_WHAT TO WORK ON_
Skip the pictures and extract all of the lines exactly as written.

_DATA SHOWN_

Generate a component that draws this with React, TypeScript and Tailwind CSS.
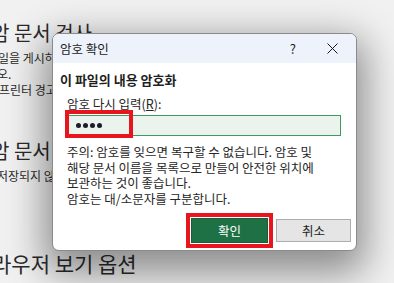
import React from "react";

const font = { fontFamily: '"Noto Sans CJK KR", "Noto Sans", sans-serif' };

export default function App() {
  return (
    <div
      className="relative w-[394px] h-[283px] overflow-hidden bg-[#f1f1f1] text-[#2a2a2a]"
      style={font}
    >
      {/* background page content */}
      <div className="flex flex-col">
        <div className="mt-[20px] ml-[-9px] text-[20px] leading-[26px] whitespace-nowrap">암 문서 검사</div>
        <div className="mt-[4px] ml-[-2px] text-[12px] leading-[16px] whitespace-nowrap">일을 게시하</div>
        <div className="ml-[-3px] text-[12px] leading-[16px] whitespace-nowrap">오.</div>
        <div className="ml-[-1px] text-[12px] leading-[16px] whitespace-nowrap">프린터 경고</div>
        <div className="mt-[40px] ml-[-9px] text-[20px] leading-[26px] whitespace-nowrap">암 문서</div>
        <div className="mt-[4px] ml-[-3px] text-[12px] leading-[16px] whitespace-nowrap">저장되지 않</div>
        <div className="mt-[66px] ml-[-8px] text-[21px] leading-[26px] whitespace-nowrap">라우저 보기 옵션</div>
      </div>

      {/* dialog */}
      <div className="absolute left-[52px] top-[33px] w-[305px] h-[218px] flex flex-col bg-white border border-[#8a8a8a] rounded-[7px] overflow-hidden shadow-[0_14px_38px_8px_rgba(0,0,0,0.42)]">
        <div className="h-[29px] shrink-0 flex items-center bg-[#eef2fa] text-[#1a1a1a]">
          <span className="ml-[7px] text-[12.5px] leading-[16px]">암호 확인</span>
          <span className="ml-auto mr-[31px] text-[13px] leading-[16px]">?</span>
          <svg width="11" height="11" viewBox="0 0 11 11" className="mr-[18px]">
            <path d="M0.5 0.5 L10.5 10.5 M10.5 0.5 L0.5 10.5" stroke="#1a1a1a" strokeWidth="1" fill="none" />
          </svg>
        </div>

        <div className="mt-[9px] ml-[7px] text-[13px] leading-[16px] font-semibold text-[#1f1f1f] whitespace-nowrap">
          이 파일의 내용 암호화
        </div>
        <div className="mt-[8px] ml-[14px] text-[12.5px] leading-[16px] text-[#262626] whitespace-nowrap">
          암호 다시 입력(<span className="underline">R</span>):
        </div>
        <div className="relative mt-[3px] ml-[15px] w-[273px] h-[21px] shrink-0 flex items-center gap-[2px] pl-[7px] bg-[#eaf3ec] border border-[#3f9a5f]">
          <span className="w-[5px] h-[5px] rounded-full bg-[#1c1c2a]" />
          <span className="w-[5px] h-[5px] rounded-full bg-[#1c1c2a]" />
          <span className="w-[5px] h-[5px] rounded-full bg-[#1c1c2a]" />
          <span className="w-[5px] h-[5px] rounded-full bg-[#1c1c2a]" />
          <div className="absolute left-[-4px] top-[-6px] w-[68px] h-[28px] border-[4px] border-[#e8141e]" />
        </div>

        <div className="mt-[8px] ml-[14px] text-[12.5px] leading-[15.5px] text-[#262626] whitespace-nowrap">
          주의: 암호를 잊으면 복구할 수 없습니다. 암호 및
          <br />
          해당 문서 이름을 목록으로 만들어 안전한 위치에
          <br />
          보관하는 것이 좋습니다.
          <br />
          암호는 대/소문자를 구분합니다.
        </div>

        <div className="mt-[7px] flex items-center justify-end pr-[5px]">
          <div className="border-[4px] border-[#e8141e] p-[1px] bg-white">
            <div className="w-[77px] h-[25px] flex items-center justify-center bg-[#1e7145] border border-[#185e39] text-white text-[12.5px] leading-[16px]">
              확인
            </div>
          </div>
          <div className="ml-[3px] w-[75px] h-[23px] flex items-center justify-center bg-[#e5e5e5] border border-[#adadad] text-[#1f1f1f] text-[12.5px] leading-[16px]">
            취소
          </div>
        </div>
      </div>
    </div>
  );
}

_RESPONSE TO THIS EXERCISE_
Generate a component that draws this with React, TypeScript and Tailwind CSS.
import React from "react";

const font = { fontFamily: '"Noto Sans CJK KR", "Noto Sans", sans-serif' };

export default function App() {
  return (
    <div
      className="relative w-[394px] h-[283px] overflow-hidden bg-[#f1f1f1] text-[#2a2a2a]"
      style={font}
    >
      {/* background page content */}
      <div className="flex flex-col">
        <div className="mt-[20px] ml-[-9px] text-[20px] leading-[26px] whitespace-nowrap">암 문서 검사</div>
        <div className="mt-[4px] ml-[-2px] text-[12px] leading-[16px] whitespace-nowrap">일을 게시하</div>
        <div className="ml-[-3px] text-[12px] leading-[16px] whitespace-nowrap">오.</div>
        <div className="ml-[-1px] text-[12px] leading-[16px] whitespace-nowrap">프린터 경고</div>
        <div className="mt-[40px] ml-[-9px] text-[20px] leading-[26px] whitespace-nowrap">암 문서</div>
        <div className="mt-[4px] ml-[-3px] text-[12px] leading-[16px] whitespace-nowrap">저장되지 않</div>
        <div className="mt-[66px] ml-[-8px] text-[21px] leading-[26px] whitespace-nowrap">라우저 보기 옵션</div>
      </div>

      {/* dialog */}
      <div className="absolute left-[52px] top-[33px] w-[305px] h-[218px] flex flex-col bg-white border border-[#8a8a8a] rounded-[7px] overflow-hidden shadow-[0_14px_38px_8px_rgba(0,0,0,0.42)]">
        <div className="h-[29px] shrink-0 flex items-center bg-[#eef2fa] text-[#1a1a1a]">
          <span className="ml-[7px] text-[12.5px] leading-[16px]">암호 확인</span>
          <span className="ml-auto mr-[31px] text-[13px] leading-[16px]">?</span>
          <svg width="11" height="11" viewBox="0 0 11 11" className="mr-[18px]">
            <path d="M0.5 0.5 L10.5 10.5 M10.5 0.5 L0.5 10.5" stroke="#1a1a1a" strokeWidth="1" fill="none" />
          </svg>
        </div>

        <div className="mt-[9px] ml-[7px] text-[13px] leading-[16px] font-semibold text-[#1f1f1f] whitespace-nowrap">
          이 파일의 내용 암호화
        </div>
        <div className="mt-[8px] ml-[14px] text-[12.5px] leading-[16px] text-[#262626] whitespace-nowrap">
          암호 다시 입력(<span className="underline">R</span>):
        </div>
        <div className="relative mt-[3px] ml-[15px] w-[273px] h-[21px] shrink-0 flex items-center gap-[2px] pl-[7px] bg-[#eaf3ec] border border-[#3f9a5f]">
          <span className="w-[5px] h-[5px] rounded-full bg-[#1c1c2a]" />
          <span className="w-[5px] h-[5px] rounded-full bg-[#1c1c2a]" />
          <span className="w-[5px] h-[5px] rounded-full bg-[#1c1c2a]" />
          <span className="w-[5px] h-[5px] rounded-full bg-[#1c1c2a]" />
          <div className="absolute left-[-4px] top-[-6px] w-[68px] h-[28px] border-[4px] border-[#e8141e]" />
        </div>

        <div className="mt-[8px] ml-[14px] text-[12.5px] leading-[15.5px] text-[#262626] whitespace-nowrap">
          주의: 암호를 잊으면 복구할 수 없습니다. 암호 및
          <br />
          해당 문서 이름을 목록으로 만들어 안전한 위치에
          <br />
          보관하는 것이 좋습니다.
          <br />
          암호는 대/소문자를 구분합니다.
        </div>

        <div className="mt-[7px] flex items-center justify-end pr-[5px]">
          <div className="border-[4px] border-[#e8141e] p-[1px] bg-white">
            <div className="w-[77px] h-[25px] flex items-center justify-center bg-[#1e7145] border border-[#185e39] text-white text-[12.5px] leading-[16px]">
              확인
            </div>
          </div>
          <div className="ml-[3px] w-[75px] h-[23px] flex items-center justify-center bg-[#e5e5e5] border border-[#adadad] text-[#1f1f1f] text-[12.5px] leading-[16px]">
            취소
          </div>
        </div>
      </div>
    </div>
  );
}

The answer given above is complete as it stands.